The emphasis on cost reduction is understandable when the greatest supply chain challenge respondents have to handle in 2023 is inflation/economic uncertainties, with 63 percent calling it a serious problem. Another 31 percent called it a moderate problem, illustrating that just about every actor in this environment is impacted to some degree. Another 55 percent point to labor shortages or rising labor costs as a serious concern, while 49 percent shared similar worries regarding price and margin pressures.

“There’s an industrywide need to reduce costs to be profitable among brands, retailers, manufacturers and factories alike,” Ambrogi told Sourcing Journal. “Manufacturers and brands have to work together to enable processes that make products cheaper and more cost-effective.”

In yet another example of overall macro tides turning, Ambrogi noted that cost reduction wasn’t an area of focus among respondents in last year’s report.

Ambrogi told Sourcing Journal that companies seeking to step up to these challenges—whether it be expanding their e-commerce presence, bolstering sustainability and ESG initiatives or cutting costs—will need to ensure that the brand-manufacturer relationship improves going forward.

“To start the pandemic, the brands held the power, with many cancelling orders with manufacturers when they realized there wouldn’t be demand for product,” Ambrogi said. Relationships have recovered since then, but both sides must continue to build a more collaborative partnership. On the other side, manufacturers must be more prepared to deploy technologies required to bring their brand partners more visibility into the supply chain.”

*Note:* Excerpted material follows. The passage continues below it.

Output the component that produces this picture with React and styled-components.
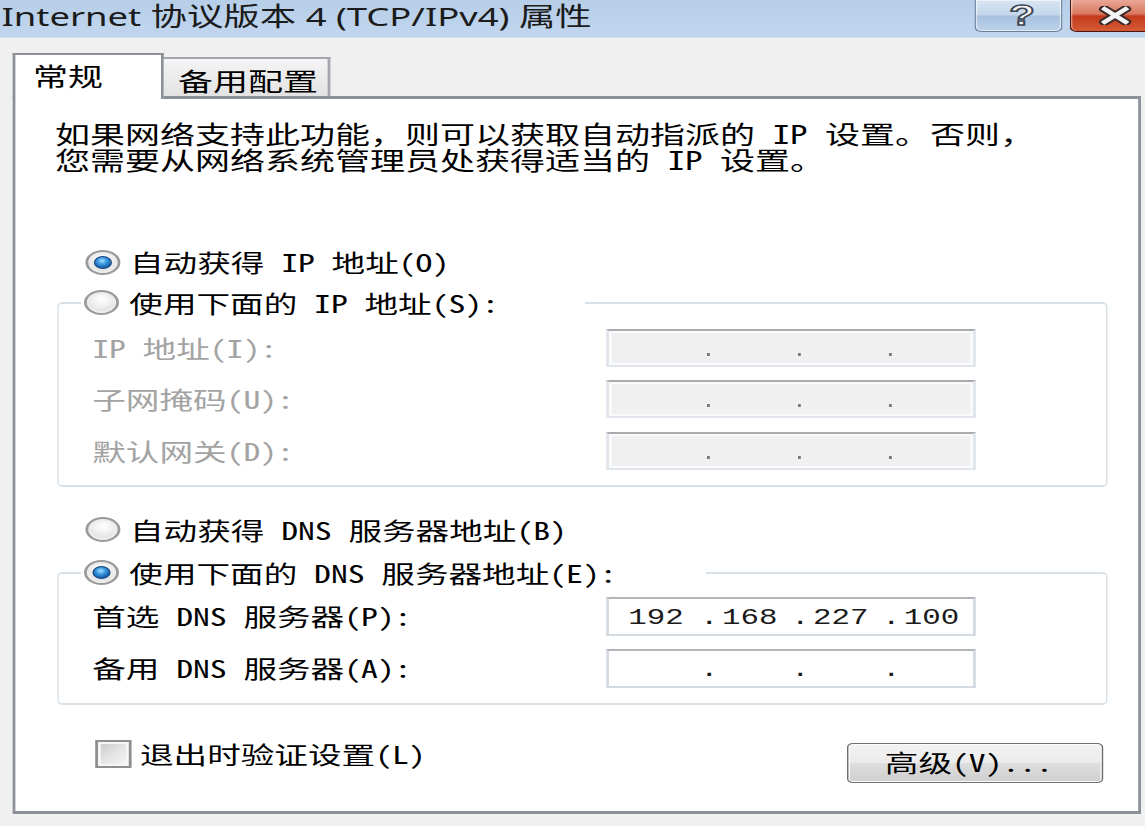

It appears more companies across the supply chain are operating with a sense of urgency to rectify this. Forty-seven percent of respondents told CGS that they have already strengthened their supply chain relationships, with another 44 percent saying they plan to do so.

In aligning all supply chain stakeholders, areas like supply chain visibility and demand planning are expected to improve as well. As many as 87 percent of execs said they are either taking action to improve supply chain visibility and demand planning, or at the very least planning to act.

Supply chain execs call digitalization ‘average,’ but are gaining confidence

Digitalization initiatives within the supply chain would ideally deliver improvement in these areas as well, but companies by and large still consider themselves as middle of the pack. Fifty-six percent of companies described their digitization efforts as “average,” the CGS survey said.  

Only 8 percent of respondents called their supply chain digitalization efforts “excellent,” while 22 percent said their work was “above average.” Another 14 percent give themselves poor grades of “below average” or “very poor.”

Most brands are at least trying to make newer solutions work for them—70 percent either have or plan to implement technology to support process digitalization, such as PLM, ERP, inventory management, demand planning, supply chain tracking or logistics management.

As businesses continue to adopt modern supply chain technology, they are gaining more assurance that the efforts will work out. Only 23 percent of respondents said they had high confidence in their supply chain, while 63 percent said they had moderate confidence. While these numbers might not seem promising on the surface, they are strong indicators of improvement from 2022. Just 54 percent of execs expressed either high and moderate confidence last year.

Although 12 percent of execs rated themselves as having low confidence in their supply chain operations, that number was nearly half (46 percent) of those that expressed low confidence in the year prior.

“2023 is actually the first full post-pandemic year where there’s a sense that the supply chain can return to some form of normalcy,” Ambrogi said. “In 2020, there was a misalignment in demand, in 2021, there was no product, and in 2022 everyone was overstocked.”